Now we are sending even more emails – the Royal Mail's staples of greetings cards are being replaced by e-cards too. Bills and statements are going increasingly online, and more of us pay them online rather than putting a cheque in the mail.

But what is saving the Royal Mail is its parcels business. With email we are sending fewer letters, but with the web we are shopping more online. Losses in the letters business are being overtaken by profits in parcels. The UK online retail market was £78bn, up 12.8% on the year before. Department stores' online sales grew by an astonishing 37%. Around one-fifth of our retail purchases are now made online. A business that can deliver to 28m homes now suddenly has a value again.

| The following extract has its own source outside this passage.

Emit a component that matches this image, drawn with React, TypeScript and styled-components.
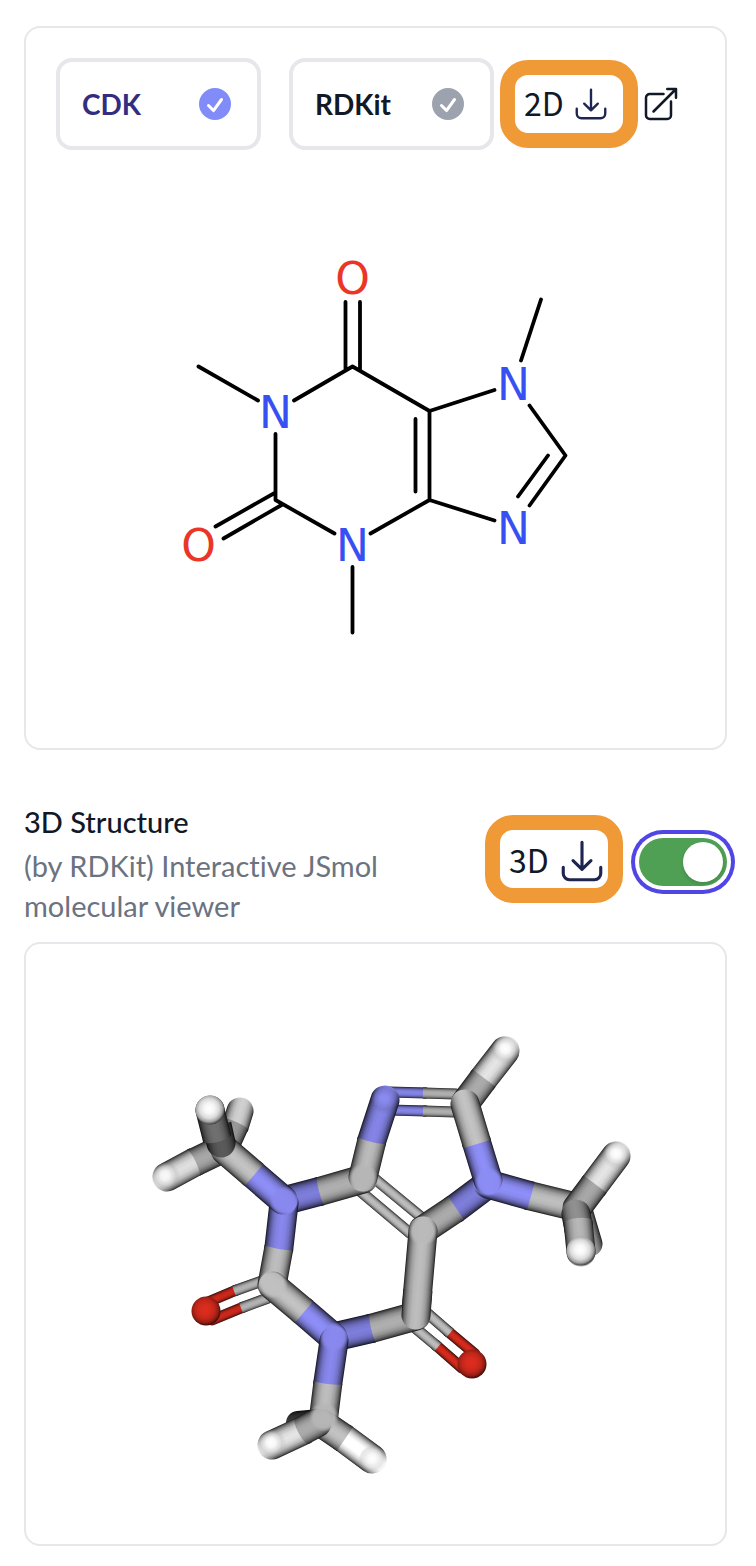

What Royal Mail needs, though, is new capital to invest in this parcel delivery business. They know they won't get it from the government, which is deep in debt. They need new capital from the market and new strategic partners from business to help them invest it wisely and develop the parcels business. That means privatisation. On this weeks figure, it could be a £3bn business, which means a share offering to the public. On past form, the government will sell 51% and pocket a useful sum. But once the new capital is invested and is making the parcels business even more profitable, it could pick up even more when it sells the other 49%.